Although the films Paul Leni made in Germany are overshadowed by his
subsequent work in Hollywood, where bigger budgets allowed his
creativity to flourish, they are worth rediscovering as they provide
insights into not only this talented artist but also the tortured
German psyche of the 1920s.
Waxworks
is a prime example of German expressionism at its most vivid,
comprising fantastic stories set in crazily distorted representations of
familiar settings - and it is no accident that each revolves around
a murderous tyrant. Influenced by Robert Wiene's
The Cabinet of Dr Caligari
(192) and F.W. Murnau's
Nosferatu (1922), Leni carves
an unsettling dreamscape that is both freakishly absurd and subtly
disturbing, the oddly proportioned sets lending a fearful manic potency
to each of the villainous protagonists. The stories contained
within this prototypical portmanteau film are far less interesting than
Leni's warped visualisation of them. In common with much German
expressionistic cinema,
Waxworks expresses
a deep-seated neurosis for authority and feels chillingly
prescient. In Conrad Veidt's portrayal of Ivan the Terrible we
catch more than a glimpse of the inhuman tyrants that would disfigure
the 20th century and dish out death on an industrial scale - Hitler and
Stalin.
Waxworks is often classified
as a horror film although its horror content is minimal and it actually
embraces a wide range of genres, including Arabian Nights style fantasy
and sombre historical drama. The stories that make up the
anthology differ not only in length but also in tone, and so the film
feels uncomfortably uneven and a tad unfinished. Part of the
reason for this is that Leni was unable to secure enough funding to
complete the film and ended up jettisoning a fourth story about the
fictional Italian robber captain Rinaldo Rinaldini. About half of
the film is taken up by the first (and least interesting) story in
which Emil Jannings gets to ham things up in an uncharacteristically
comical role, his Caliph of Baghdad looking suspiciously like a refugee
from a Carry On film. The second, most effectively realised story
takes up most of the remaining runtime, with Conrad Veidt at his
villainous best as a truly terrifying, and truly demented Ivan the
Terrible, his eyes glinting with a manic intensity in every
scene. Soviet director Sergei Eisenstein was supposedly
influenced by Veidt's characterisation of the monstrous tsar for his
subsequent cinematic epic
Ivan the Terrible (1943).
The film ends on a creative high with its all-to-brief coda, a
brilliantly realised dream sequence in which Werner Krauss is
metamorphosed into the most terrifying ghoul of the imagination,
Spring-Heeled Jack (a bogeyman of Victorian folklore). Linking
these three ill-fitting segments is a pretty limp framing story
involving a young poet played by Wilhelm Dieterle, who would later
forge a successful career in Hollywood (under the name William
Dieterle) as a director of such films as
The Story of Louis Pasteur (1935),
The Life of Emile Zola (1937) and
The Hunchback of Notre Dame
(1939). It is worth mentioning, en passant, that the owner of the
waxworks museum is played by John Gottowt, the original 'van Helsing'
in Murnau's
Nosferatu.
Despite its narrative and structural imperfections,
Waxworks is a fascinating example
of German expressionistic cinema. The design work is of a higher
order than that found on the far better known
Caligari and
Nosferatu, more subtly evocative of
the fears that impregnate and shape the subconscious mind.

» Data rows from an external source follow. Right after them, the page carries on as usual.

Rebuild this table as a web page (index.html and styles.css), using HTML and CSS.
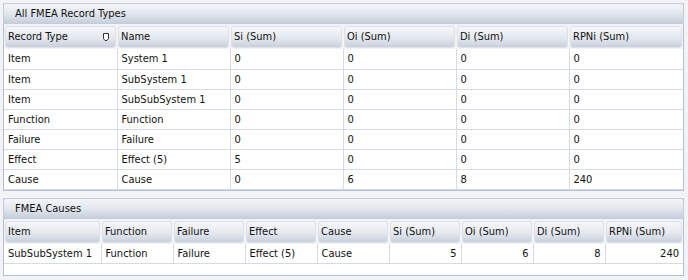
FILE: index.html
```html
<!DOCTYPE html>
<html>
<head>
<meta charset="utf-8">
<link rel="stylesheet" href="styles.css">
</head>
<body>
<div class="panel p1">
  <div class="title">All FMEA Record Types</div>
  <table class="grid g1">
    <colgroup><col class="c113"><col class="c113"><col class="c113"><col class="c113"><col class="c113"><col></colgroup>
    <thead>
      <tr>
        <th><div class="hc"><span>Record Type</span><svg class="flt" width="6" height="9" viewBox="0 0 6 9"><path d="M0.5 0.5 H5.5 V5.5 L4 7.5 H2 L0.5 5.5 Z" fill="#fff" stroke="#333" stroke-width="1"/></svg></div></th>
        <th><div class="hc">Name</div></th>
        <th><div class="hc">Si (Sum)</div></th>
        <th><div class="hc">Oi (Sum)</div></th>
        <th><div class="hc">Di (Sum)</div></th>
        <th><div class="hc">RPNi (Sum)</div></th>
      </tr>
    </thead>
    <tbody>
      <tr><td>Item</td><td>System 1</td><td>0</td><td>0</td><td>0</td><td>0</td></tr>
      <tr><td>Item</td><td>SubSystem 1</td><td>0</td><td>0</td><td>0</td><td>0</td></tr>
      <tr><td>Item</td><td>SubSubSystem 1</td><td>0</td><td>0</td><td>0</td><td>0</td></tr>
      <tr><td>Function</td><td>Function</td><td>0</td><td>0</td><td>0</td><td>0</td></tr>
      <tr><td>Failure</td><td>Failure</td><td>0</td><td>0</td><td>0</td><td>0</td></tr>
      <tr><td>Effect</td><td>Effect (5)</td><td>5</td><td>0</td><td>0</td><td>0</td></tr>
      <tr><td>Cause</td><td>Cause</td><td>0</td><td>6</td><td>8</td><td>240</td></tr>
    </tbody>
  </table>
</div>
<div class="panel p2">
  <div class="title">FMEA Causes</div>
  <table class="grid g2">
    <colgroup><col class="c97"><col class="c72"><col class="c72"><col class="c72"><col class="c72"><col class="c72"><col class="c72"><col class="c72"><col></colgroup>
    <thead>
      <tr>
        <th><div class="hc">Item</div></th>
        <th><div class="hc">Function</div></th>
        <th><div class="hc">Failure</div></th>
        <th><div class="hc">Effect</div></th>
        <th><div class="hc">Cause</div></th>
        <th><div class="hc">Si (Sum)</div></th>
        <th><div class="hc">Oi (Sum)</div></th>
        <th><div class="hc">Di (Sum)</div></th>
        <th><div class="hc">RPNi (Sum)</div></th>
      </tr>
    </thead>
    <tbody>
      <tr><td>SubSubSystem 1</td><td>Function</td><td>Failure</td><td>Effect (5)</td><td>Cause</td><td class="num">5</td><td class="num">6</td><td class="num">8</td><td class="num">240</td></tr>
    </tbody>
  </table>
  <div class="empty"></div>
</div>
</body>
</html>
```
FILE: styles.css
```css
html, body {
  margin: 0;
  padding: 0;
  background: #f2f3f6;
}
body {
  padding: 3px 3px 0 3px;
  font-family: "DejaVu Sans Condensed", "DejaVu Sans", sans-serif;
  font-size: 11px;
  color: #111;
}
.panel {
  background: #fff;
  border: 1px solid #b4bfcf;
  border-top: none;
  box-sizing: border-box;
  width: 681px;
}
.p2 {
  margin-top: 7px;
}
.title {
  height: 21px;
  line-height: 20px;
  box-sizing: border-box;
  padding-left: 11px;
  margin: 0 -1px;
  border: 1px solid #c3ccd9;
  border-radius: 3px 3px 0 0;
  background: linear-gradient(#f3f5f8, #e3e7ee 50%, #c7cfdc);
}
.grid {
  border-collapse: collapse;
  table-layout: fixed;
  width: 100%;
  background: #fff;
}
.c113 { width: 113px; }
.c97 { width: 97px; }
.c72 { width: 72px; }
.grid thead th {
  padding: 2px 1px 1px 1px;
  height: 25px;
  box-sizing: border-box;
  font-weight: normal;
  text-align: left;
  background: #f2f3f6;
}
.hc {
  height: 22px;
  line-height: 20px;
  box-sizing: border-box;
  padding-left: 2px;
  border: 1px solid #dde2ea;
  border-radius: 3px;
  background: linear-gradient(#f6f7fa, #e4e8ef 55%, #c9d0dc);
  display: flex;
  align-items: center;
  white-space: nowrap;
  overflow: hidden;
}
.hc span { flex: 1; }
.flt { margin-right: 6px; }
.grid tbody td {
  height: 20px;
  box-sizing: border-box;
  padding: 0 4px;
  border-right: 1px solid #d5dbe4;
  border-bottom: 1px solid #d5dbe4;
  white-space: nowrap;
  overflow: hidden;
  line-height: 19px;
}
.grid tbody td:last-child { border-right: none; }
.grid tbody td.num { text-align: right; }
.empty { height: 11px; }
```
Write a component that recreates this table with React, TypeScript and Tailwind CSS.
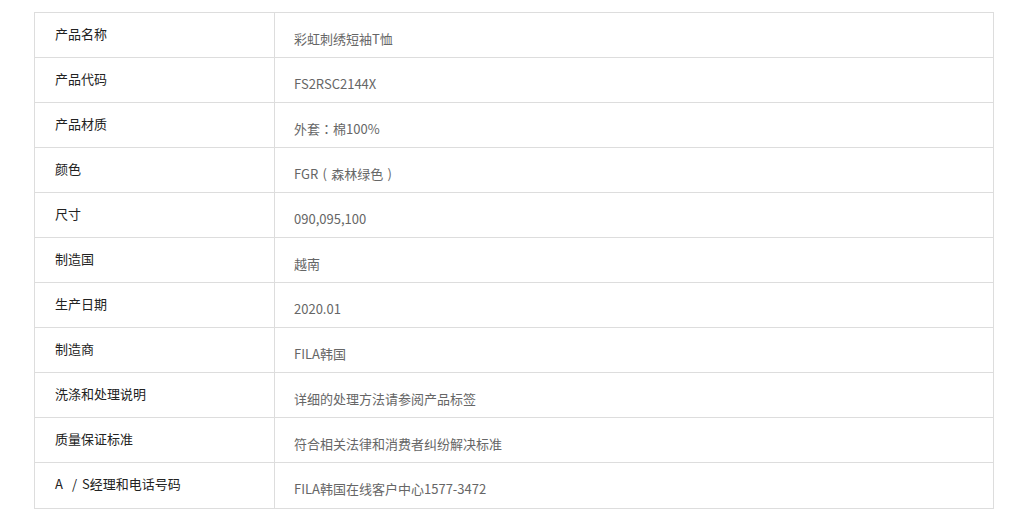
import type React from "react"

// full-width punctuation centred in its box, as in the reference font
const P = ({ c }: { c: string }) => (
  <span style={{ fontFamily: '"Noto Sans CJK TC", sans-serif' }}>{c}</span>
)
const Box = ({ c }: { c: string }) => <span className="inline-block w-[13px] text-center">{c}</span>

const rows: [React.ReactNode, React.ReactNode][] = [
  ["产品名称", "彩虹刺绣短袖T恤"],
  ["产品代码", "FS2RSC2144X"],
  ["产品材质", <>外套<P c="：" />棉100%</>],
  ["颜色", <>FGR<Box c="(" />森林绿色<Box c=")" /></>],
  ["尺寸", "090,095,100"],
  ["制造国", "越南"],
  ["生产日期", "2020.01"],
  ["制造商", "FILA韩国"],
  ["洗涤和处理说明", "详细的处理方法请参阅产品标签"],
  ["质量保证标准", "符合相关法律和消费者纠纷解决标准"],
  [<>A<span className="ml-[9px] mr-[5px]">/</span>S经理和电话号码</>, "FILA韩国在线客户中心1577-3472"],
]

export default function App() {
  return (
    <div
      className="min-h-[529px] bg-white pt-[12px] pl-[34px]"
      style={{ fontFamily: '"Microsoft YaHei", "Noto Sans CJK SC", sans-serif' }}
    >
      <div className="w-[960px] border border-[#dddddd] text-[13px]">
        {rows.map(([label, value], i) => (
          <div
            key={i}
            className={`grid grid-cols-[240px_1fr] h-[45px] ${i < rows.length - 1 ? "border-b border-[#dddddd]" : ""}`}
          >
            <div className="flex items-center pl-[20px] pb-[3px] border-r border-[#dddddd] text-[#222222]">
              <span>{label}</span>
            </div>
            <div className="flex items-center pl-[19px] pt-[7px] text-[#666666]">
              <span>{value}</span>
            </div>
          </div>
        ))}
      </div>
    </div>
  )
}
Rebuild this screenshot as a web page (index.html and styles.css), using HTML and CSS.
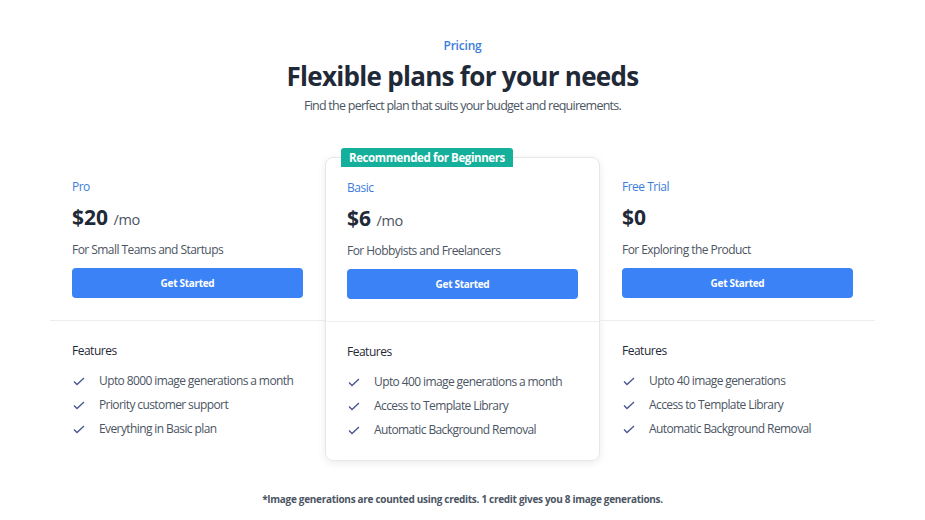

Ultimately, what sells the film most are its full-bloodied, totally
unhinged performances from Germany's greatest actors. It is hard
to know which provides more entertainment value - Emil Janning's
salivating fat lecher ("I don't mind that you don't have any clothes
on") or Conrad Veidt's bloodcurdling psychopath ("The Tsar is mightier
than death!"). One will make you laugh, the other can hardly fail
to pep up your nightmares. Farce and terror - the two faces of
fanatical despotism that have 'Nazi Germany' written all over them.